__DATA LINES__:
- - - - - - -
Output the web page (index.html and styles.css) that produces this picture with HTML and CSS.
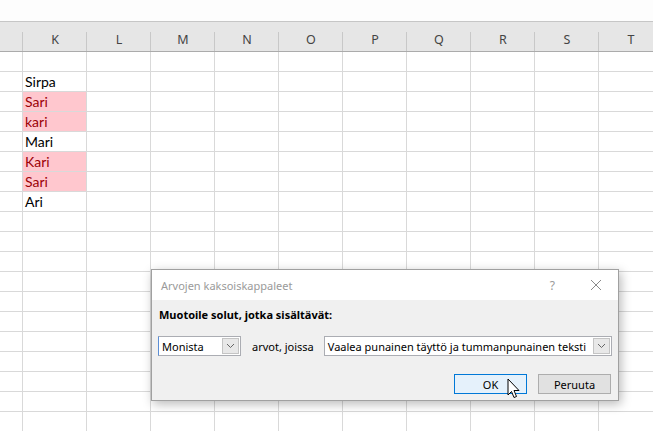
FILE: index.html
```html
<!DOCTYPE html>
<html lang="fi">

<head>
    <meta charset="UTF-8">
    <title>Arvojen kaksoiskappaleet</title>
    <link rel="stylesheet" href="styles.css">
</head>

<body>
    <div class="ribbon"></div>

    <div class="sheet">
        <div class="row header">
            <div class="cell first"></div>
            <div class="cell">K</div>
            <div class="cell">L</div>
            <div class="cell">M</div>
            <div class="cell">N</div>
            <div class="cell">O</div>
            <div class="cell">P</div>
            <div class="cell">Q</div>
            <div class="cell">R</div>
            <div class="cell">S</div>
            <div class="cell">T</div>
        </div>
        <div id="rows"></div>
    </div>

    <div class="dialog">
        <div class="titlebar">
            <span class="title">Arvojen kaksoiskappaleet</span>
            <span class="help">?</span>
            <svg class="close" width="12" height="12" viewBox="0 0 12 12">
                <path d="M1 1 L11 11 M11 1 L1 11" stroke="#8a8a8a" stroke-width="1" fill="none" />
            </svg>
        </div>
        <div class="body">
            <div class="label">Muotoile solut, jotka sisältävät:</div>
            <div class="controls">
                <div class="combo combo-small">
                    <span class="value">Monista</span>
                    <span class="arrow"><svg width="9" height="6" viewBox="0 0 9 6"><path d="M1 1 L4.5 4.5 L8 1" stroke="#666" fill="none" /></svg></span>
                </div>
                <span class="mid">arvot, joissa</span>
                <div class="combo combo-wide">
                    <span class="value">Vaalea punainen täyttö ja tummanpunainen teksti</span>
                    <span class="arrow"><svg width="9" height="6" viewBox="0 0 9 6"><path d="M1 1 L4.5 4.5 L8 1" stroke="#666" fill="none" /></svg></span>
                </div>
            </div>
            <div class="buttons">
                <button class="btn btn-ok">OK</button>
                <button class="btn">Peruuta</button>
            </div>
        </div>
        <svg class="cursor" width="14" height="22" viewBox="0 0 14 22">
            <path d="M1 1 L1 17 L4.5 13.5 L7 19.5 L9.5 18.5 L7 12.5 L12 12.5 Z" fill="#fff" stroke="#000" stroke-width="1" stroke-linejoin="round" />
        </svg>
    </div>

    <script>
        var names = ['', 'Sirpa', 'Sari', 'kari', 'Mari', 'Kari', 'Sari', 'Ari'];
        var dupes = { 2: true, 3: true, 5: true, 6: true };
        var rows = document.getElementById('rows');
        for (var r = 0; r < 19; r++) {
            var row = document.createElement('div');
            row.className = 'row';
            for (var c = 0; c < 11; c++) {
                var cell = document.createElement('div');
                cell.className = c === 0 ? 'cell first' : 'cell';
                if (c === 1 && names[r]) {
                    cell.textContent = names[r];
                    if (dupes[r]) cell.className += ' dupe';
                }
                row.appendChild(cell);
            }
            rows.appendChild(row);
        }
    </script>
</body>

</html>
```

FILE: styles.css
```css
body {
    margin: 0;
    background-color: white;
    overflow: hidden;
    width: 653px;
    height: 431px;
    position: relative;
}

.ribbon {
    height: 21px;
    border-bottom: 1px solid #c6c6c6;
    background-color: #fdfdfd;
}

.sheet {
    width: 653px;
    overflow: hidden;
}

.row {
    display: flex;
    height: 20px;
    box-sizing: border-box;
    border-bottom: 1px solid #d9d9d9;
    overflow: hidden;
}

.cell {
    width: 64px;
    flex: none;
    box-sizing: border-box;
    border-right: 1px solid #d9d9d9;
    font-family: Lato, 'Liberation Sans', sans-serif;
    font-size: 14px;
    line-height: 19px;
    padding-left: 2px;
    color: #000;
}

.cell.first {
    width: 23px;
}

.cell.dupe {
    background-color: #ffc7ce;
    color: #9c0006;
}

.header {
    height: 30px;
    background-color: #e6e6e6;
    border-bottom: 1px solid #ababab;
}

.header .cell {
    font-family: 'Noto Sans', sans-serif;
    font-size: 12.5px;
    color: #444;
    text-align: center;
    line-height: 36px;
    padding-left: 0;
    border-right: none;
    background-image: linear-gradient(#c8c8c8, #c8c8c8);
    background-size: 1px 19px;
    background-position: right bottom;
    background-repeat: no-repeat;
}

.dialog {
    position: absolute;
    left: 151px;
    top: 269px;
    width: 466px;
    height: 130px;
    border: 1px solid #a0a0a0;
    background-color: #f0f0f0;
    box-shadow: 2px 3px 10px rgba(0, 0, 0, 0.28);
    font-family: 'Noto Sans', sans-serif;
    font-size: 11px;
    color: #000;
}

.titlebar {
    height: 30px;
    background-color: white;
    display: flex;
    align-items: center;
    padding-left: 9px;
    padding-right: 16px;
}

.title {
    color: #9a9a9a;
    font-size: 11px;
    flex: 1;
}

.help {
    color: #9a9a9a;
    font-size: 12px;
    margin-right: 35px;
}

.body {
    padding: 7px 6px 0 6px;
}

.label {
    font-weight: bold;
    margin-left: 1px;
    line-height: 16px;
}

.controls {
    display: flex;
    align-items: center;
    margin-top: 13px;
}

.combo {
    height: 20px;
    box-sizing: border-box;
    flex: none;
    border: 1px solid #abadb3;
    background-color: white;
    display: flex;
    align-items: center;
}

.combo-small {
    width: 83px;
    border-left-color: #5b8ed6;
}

.combo-wide {
    width: 288px;
}

.value {
    flex: 1;
    padding-left: 3px;
    white-space: nowrap;
    overflow: hidden;
}

.arrow {
    width: 17px;
    height: 16px;
    margin-right: 1px;
    border: 1px solid #c4c4c4;
    background-color: #e8e8e8;
    box-sizing: border-box;
    display: flex;
    align-items: center;
    justify-content: center;
}

.mid {
    flex: none;
    white-space: nowrap;
    margin-left: 11px;
    margin-right: 10px;
}

.buttons {
    display: flex;
    justify-content: flex-end;
    gap: 11px;
    margin-top: 18px;
    padding-right: 1px;
}

.btn {
    width: 73px;
    height: 20px;
    border: 1px solid #adadad;
    background-color: #e1e1e1;
    font-family: 'Noto Sans', sans-serif;
    font-size: 11px;
    padding: 0;
    color: #000;
}

.btn-ok {
    border-color: #0078d7;
    background-color: #e5f1fb;
}

.cursor {
    position: absolute;
    left: 355px;
    top: 108px;
}
```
- - - - - - -
__EXERCISE DETAILS__: The material above holds pictures; copy everything else in it exactly.

__EXERCISE RESULT__:
Output the web page (index.html and styles.css) that produces this picture with HTML and CSS.
FILE: index.html
```html
<!DOCTYPE html>
<html lang="fi">

<head>
    <meta charset="UTF-8">
    <title>Arvojen kaksoiskappaleet</title>
    <link rel="stylesheet" href="styles.css">
</head>

<body>
    <div class="ribbon"></div>

    <div class="sheet">
        <div class="row header">
            <div class="cell first"></div>
            <div class="cell">K</div>
            <div class="cell">L</div>
            <div class="cell">M</div>
            <div class="cell">N</div>
            <div class="cell">O</div>
            <div class="cell">P</div>
            <div class="cell">Q</div>
            <div class="cell">R</div>
            <div class="cell">S</div>
            <div class="cell">T</div>
        </div>
        <div id="rows"></div>
    </div>

    <div class="dialog">
        <div class="titlebar">
            <span class="title">Arvojen kaksoiskappaleet</span>
            <span class="help">?</span>
            <svg class="close" width="12" height="12" viewBox="0 0 12 12">
                <path d="M1 1 L11 11 M11 1 L1 11" stroke="#8a8a8a" stroke-width="1" fill="none" />
            </svg>
        </div>
        <div class="body">
            <div class="label">Muotoile solut, jotka sisältävät:</div>
            <div class="controls">
                <div class="combo combo-small">
                    <span class="value">Monista</span>
                    <span class="arrow"><svg width="9" height="6" viewBox="0 0 9 6"><path d="M1 1 L4.5 4.5 L8 1" stroke="#666" fill="none" /></svg></span>
                </div>
                <span class="mid">arvot, joissa</span>
                <div class="combo combo-wide">
                    <span class="value">Vaalea punainen täyttö ja tummanpunainen teksti</span>
                    <span class="arrow"><svg width="9" height="6" viewBox="0 0 9 6"><path d="M1 1 L4.5 4.5 L8 1" stroke="#666" fill="none" /></svg></span>
                </div>
            </div>
            <div class="buttons">
                <button class="btn btn-ok">OK</button>
                <button class="btn">Peruuta</button>
            </div>
        </div>
        <svg class="cursor" width="14" height="22" viewBox="0 0 14 22">
            <path d="M1 1 L1 17 L4.5 13.5 L7 19.5 L9.5 18.5 L7 12.5 L12 12.5 Z" fill="#fff" stroke="#000" stroke-width="1" stroke-linejoin="round" />
        </svg>
    </div>

    <script>
        var names = ['', 'Sirpa', 'Sari', 'kari', 'Mari', 'Kari', 'Sari', 'Ari'];
        var dupes = { 2: true, 3: true, 5: true, 6: true };
        var rows = document.getElementById('rows');
        for (var r = 0; r < 19; r++) {
            var row = document.createElement('div');
            row.className = 'row';
            for (var c = 0; c < 11; c++) {
                var cell = document.createElement('div');
                cell.className = c === 0 ? 'cell first' : 'cell';
                if (c === 1 && names[r]) {
                    cell.textContent = names[r];
                    if (dupes[r]) cell.className += ' dupe';
                }
                row.appendChild(cell);
            }
            rows.appendChild(row);
        }
    </script>
</body>

</html>
```

FILE: styles.css
```css
body {
    margin: 0;
    background-color: white;
    overflow: hidden;
    width: 653px;
    height: 431px;
    position: relative;
}

.ribbon {
    height: 21px;
    border-bottom: 1px solid #c6c6c6;
    background-color: #fdfdfd;
}

.sheet {
    width: 653px;
    overflow: hidden;
}

.row {
    display: flex;
    height: 20px;
    box-sizing: border-box;
    border-bottom: 1px solid #d9d9d9;
    overflow: hidden;
}

.cell {
    width: 64px;
    flex: none;
    box-sizing: border-box;
    border-right: 1px solid #d9d9d9;
    font-family: Lato, 'Liberation Sans', sans-serif;
    font-size: 14px;
    line-height: 19px;
    padding-left: 2px;
    color: #000;
}

.cell.first {
    width: 23px;
}

.cell.dupe {
    background-color: #ffc7ce;
    color: #9c0006;
}

.header {
    height: 30px;
    background-color: #e6e6e6;
    border-bottom: 1px solid #ababab;
}

.header .cell {
    font-family: 'Noto Sans', sans-serif;
    font-size: 12.5px;
    color: #444;
    text-align: center;
    line-height: 36px;
    padding-left: 0;
    border-right: none;
    background-image: linear-gradient(#c8c8c8, #c8c8c8);
    background-size: 1px 19px;
    background-position: right bottom;
    background-repeat: no-repeat;
}

.dialog {
    position: absolute;
    left: 151px;
    top: 269px;
    width: 466px;
    height: 130px;
    border: 1px solid #a0a0a0;
    background-color: #f0f0f0;
    box-shadow: 2px 3px 10px rgba(0, 0, 0, 0.28);
    font-family: 'Noto Sans', sans-serif;
    font-size: 11px;
    color: #000;
}

.titlebar {
    height: 30px;
    background-color: white;
    display: flex;
    align-items: center;
    padding-left: 9px;
    padding-right: 16px;
}

.title {
    color: #9a9a9a;
    font-size: 11px;
    flex: 1;
}

.help {
    color: #9a9a9a;
    font-size: 12px;
    margin-right: 35px;
}

.body {
    padding: 7px 6px 0 6px;
}

.label {
    font-weight: bold;
    margin-left: 1px;
    line-height: 16px;
}

.controls {
    display: flex;
    align-items: center;
    margin-top: 13px;
}

.combo {
    height: 20px;
    box-sizing: border-box;
    flex: none;
    border: 1px solid #abadb3;
    background-color: white;
    display: flex;
    align-items: center;
}

.combo-small {
    width: 83px;
    border-left-color: #5b8ed6;
}

.combo-wide {
    width: 288px;
}

.value {
    flex: 1;
    padding-left: 3px;
    white-space: nowrap;
    overflow: hidden;
}

.arrow {
    width: 17px;
    height: 16px;
    margin-right: 1px;
    border: 1px solid #c4c4c4;
    background-color: #e8e8e8;
    box-sizing: border-box;
    display: flex;
    align-items: center;
    justify-content: center;
}

.mid {
    flex: none;
    white-space: nowrap;
    margin-left: 11px;
    margin-right: 10px;
}

.buttons {
    display: flex;
    justify-content: flex-end;
    gap: 11px;
    margin-top: 18px;
    padding-right: 1px;
}

.btn {
    width: 73px;
    height: 20px;
    border: 1px solid #adadad;
    background-color: #e1e1e1;
    font-family: 'Noto Sans', sans-serif;
    font-size: 11px;
    padding: 0;
    color: #000;
}

.btn-ok {
    border-color: #0078d7;
    background-color: #e5f1fb;
}

.cursor {
    position: absolute;
    left: 355px;
    top: 108px;
}
```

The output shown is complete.